3 Simple But Useful Investing Resolutions For 2018
New year financial resolutions are one of the more common goals people make at the start of each year. However, we too often fail to achieve the targets we set. So how can we make 2018 different?
The trick, in my opinion, is to set small and achievable goals rather than big ones that may seem insurmountable and thus demoralise us. With this in mind, I want to share three simple investing resolutions for 2018 that are easy for anyone to achieve.
Read an investing book each quarter
The first step to improving your finances is to educate yourself. Many Singaporeans are aware of the high cost of retirement we have here and have set savings goals. But, too many of us still lack the basic understanding of investing and how we can grow our savings.
Some Singaporeans have an over-reliance on bankers and brokers who may not be providing their clients with the best investment advice. And so, it is vital that we educate ourselves and learn how to invest our money wisely.
Books are a great way to kickstart our investing education. If you do not know what books to start with, you may wish to check out an article I wrote on three of my best books to read on stock market investing.
Save a percentage of your income each month
Rather than setting year-end savings goals, it is probably easier to set monthly savings goals. This keeps you motivated and is much easier to achieve and track.
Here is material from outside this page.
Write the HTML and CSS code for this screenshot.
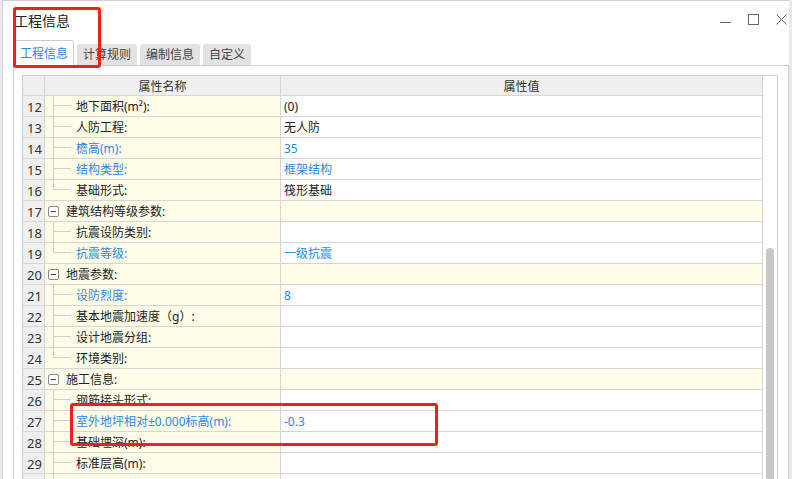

Personally, I try to save at least 20% of my monthly income. When I receive a paycheck , I will immediately transfer that 20% sum into a separate account which I then use for investments or save for a rainy day. Seeing my investment portfolio grow keeps me motivated and helps me keep sight of my long-term goals.
A good way to achieve this resolution of saving a small percentage of your monthly income is by using a personal-expense app on your smartphone to help you keep track of your expenses and savings.
Start investing monthly
Letting your cash sit in the bank is probably one of the worst investments you can make. With the current low-interest rate environment, and the effects of inflation, cash inevitably loses its purchasing power over time.
Therefore, to maximise our returns, it is vital that we start investing our idle cash. A disciplined approach is to invest part of our savings each month. If our monthly savings is too little to invest in stocks, we can target to invest in stocks every quarter, or even every six months, instead.
However, do note that we should be disciplined enough to look for a good investment each time we invest. It will be counter-productive if we invest in any random asset or stock just because we do not want to hold cash.
The Foolish bottom line
Many people take the opportunity of a new year to improve themselves. Hopefully, by setting small achievable goals, we can take small steps in 2018 to reach a financially steady future.